In Issue 36 of the French games magazine Casus Belli, Yves Jourdain commented "This simulation from Victory Games isn't exactly a new game, but it's still interesting because it covers the entire war, both in space and time, and it's a fairly large game." Jourdain noted "The Confederate player can only 'win' by doing better than in historical reality, which frankly will be very difficult for him. In fact, the key to the problem lies in the western sector and the Union player's more or less rapid control of the Mississippi. It is he, by the creator's own admission, who will find the most interesting part of the game, because on the Confederate side, you spend most of your time building defenses." Jourdain concluded, "The simplicity of the rules for movement, combat, and supply make this simulation very accessible, especially since it can be played solo or with six players. I therefore recommend this game to fans of strategic simulations looking for a change of scenery."

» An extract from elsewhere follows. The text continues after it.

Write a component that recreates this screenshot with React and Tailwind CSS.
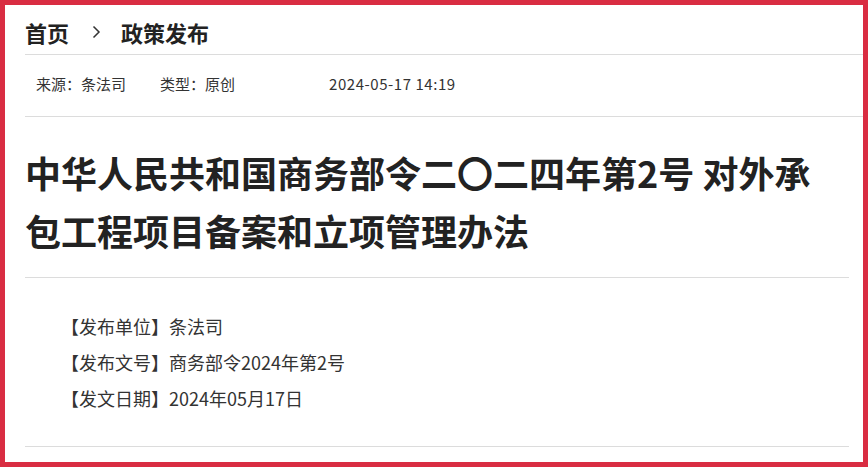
const App = () => {
  const info = [
    ["【发布单位】", "条法司"],
    ["【发布文号】", "商务部令2024年第2号"],
    ["【发文日期】", "2024年05月17日"],
  ];

  return (
    <div
      className="w-[868px] h-[467px] bg-white border-[5px] border-[#d92d42] text-[#222] overflow-hidden"
      style={{ fontFamily: '"Noto Sans CJK SC", "Noto Sans", sans-serif' }}
    >
      <div className="ml-[20px]">
        {/* breadcrumb */}
        <div className="flex items-center pt-[12px] pb-[7px] border-b border-[#dcdcdc] text-[22px] leading-[30px] font-bold">
          <span>首页</span>
          <svg className="ml-[22px] mr-[20px]" width="10" height="14" viewBox="0 0 10 14" fill="none">
            <path d="M2.5 1.5 L8 7 L2.5 12.5" stroke="#333" strokeWidth="1.5" />
          </svg>
          <span>政策发布</span>
        </div>

        {/* meta */}
        <div className="flex pt-[17px] pb-[20px] pl-[11px] border-b border-[#dcdcdc] text-[15px] leading-[24px] text-[#333]">
          <span>来源：条法司</span>
          <span className="ml-[34px]">类型：原创</span>
          <span className="ml-[94px] tracking-[0.55px]">2024-05-17 14:19</span>
        </div>

        <div className="mr-[14px]">
          <h1 className="pt-[26px] pb-[18px] pr-[12px] border-b border-[#dcdcdc] text-[36px] leading-[58px] font-bold">
            中华人民共和国商务部令二〇二四年第2号 对外承包工程项目备案和立项管理办法
          </h1>

          <div className="pt-[30px] pb-[30px] pl-[36px] border-b border-[#dcdcdc] text-[18px] leading-[36px] text-[#333]">
            {info.map(([k, v]) => (
              <p key={k}>
                {k}
                {v}
              </p>
            ))}
          </div>
        </div>
      </div>
    </div>
  );
};

export default App;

Don del Grande wrote, "This is the best of the Civil War games I have seen; then again, I happen to like non-simplistic games (A House Divided) and non-complex games (War Between the States). The only trouble is in finding a 6 foot by 3 foot table to put It on."

In a retrospective review for The Board Gaming Way,, Tom Thornsen called this "one of the classic games to cover the entire American Civil War."

==Awards==
At the 1983 Charles S. Roberts Awards, The Civil War 1861-1865 was a finalist in the category "Best Pre-20th Century Game".